What you are asked to do: Of the lines below, how many hold the string "screenshot"? Give only the number.

Information shown:
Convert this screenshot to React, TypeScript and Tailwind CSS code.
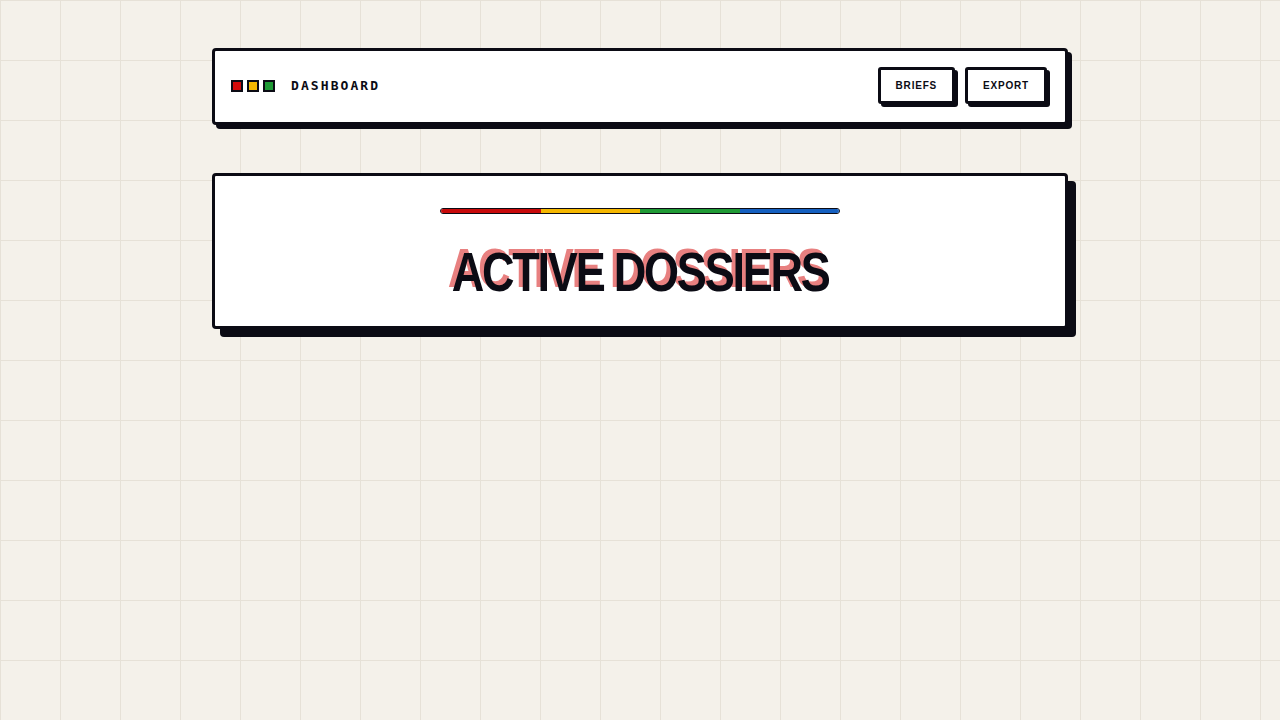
function Dot({ color }: { color: string }) {
  return <span className={`h-3 w-3 border-2 border-[#0b0b14] ${color}`} />;
}

function Btn({ label }: { label: string }) {
  return (
    <button className="h-[37px] rounded-[3px] border-[3px] border-[#0b0b14] bg-white px-[15px] font-['Liberation_Sans',sans-serif] text-[10px] font-bold tracking-[0.08em] text-[#0b0b14] shadow-[3px_3px_0_#0b0b14]">
      {label}
    </button>
  );
}

export default function App() {
  return (
    <div className="min-h-screen bg-[#f4f1ea] bg-[linear-gradient(to_right,#e6e1d7_1px,transparent_1px),linear-gradient(to_bottom,#e6e1d7_1px,transparent_1px)] bg-[size:60px_60px] pt-12">
      <div className="mx-auto flex w-[856px] flex-col gap-12">
        <header className="flex h-[77px] items-center justify-between rounded-[4px] border-[3px] border-[#0b0b14] bg-white pl-4 pr-[18px] shadow-[4px_4px_0_#0b0b14]">
          <div className="flex items-center pb-0.5">
            <div className="flex gap-1">
              <Dot color="bg-[#d10a0a]" />
              <Dot color="bg-[#f5b700]" />
              <Dot color="bg-[#1f9a35]" />
            </div>
            <span className="ml-4 font-['DejaVu_Sans_Mono',monospace] text-[13px] font-bold tracking-[0.16em] text-[#0b0b14]">
              DASHBOARD
            </span>
          </div>
          <div className="flex gap-2.5 pb-0.5">
            <Btn label="BRIEFS" />
            <Btn label="EXPORT" />
          </div>
        </header>

        <section className="flex flex-col items-center rounded-[4px] border-[3px] border-[#0b0b14] bg-white pb-[26px] pt-8 shadow-[8px_8px_0_#0b0b14]">
          <div className="flex h-1.5 w-[400px] overflow-hidden rounded-full border border-[#0b0b14]">
            <span className="flex-1 bg-[#c80a0a]" />
            <span className="flex-1 bg-[#f5b700]" />
            <span className="flex-1 bg-[#1f9a35]" />
            <span className="flex-1 bg-[#1560c0]" />
          </div>
          <h1 className="mt-[30px] inline-block scale-x-[0.805] font-['Liberation_Sans',sans-serif] text-[56px] leading-none font-bold tracking-[-0.05em] whitespace-nowrap text-[#0b0b14] [text-shadow:-5px_-4px_0_rgba(220,60,60,0.65)]">
            ACTIVE DOSSIERS
          </h1>
        </section>
      </div>
    </div>
  );
}
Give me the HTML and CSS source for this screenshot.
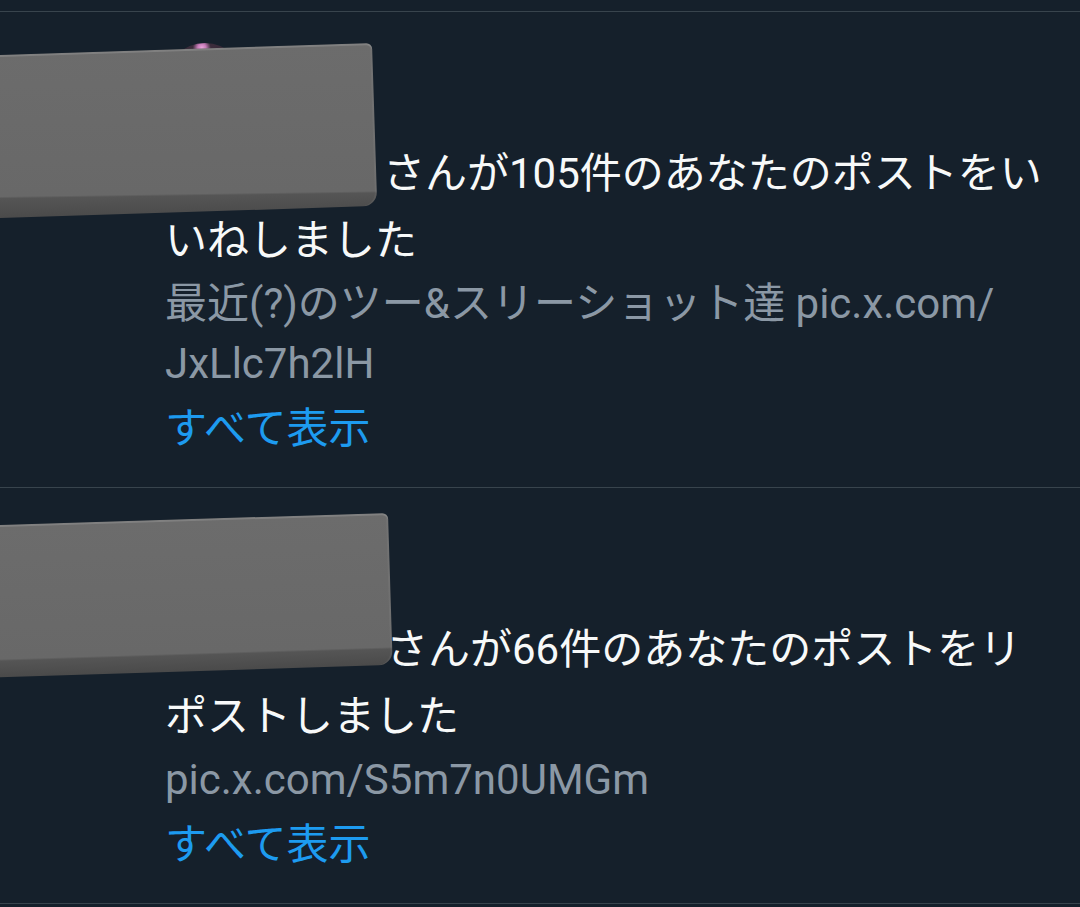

Written reply: 2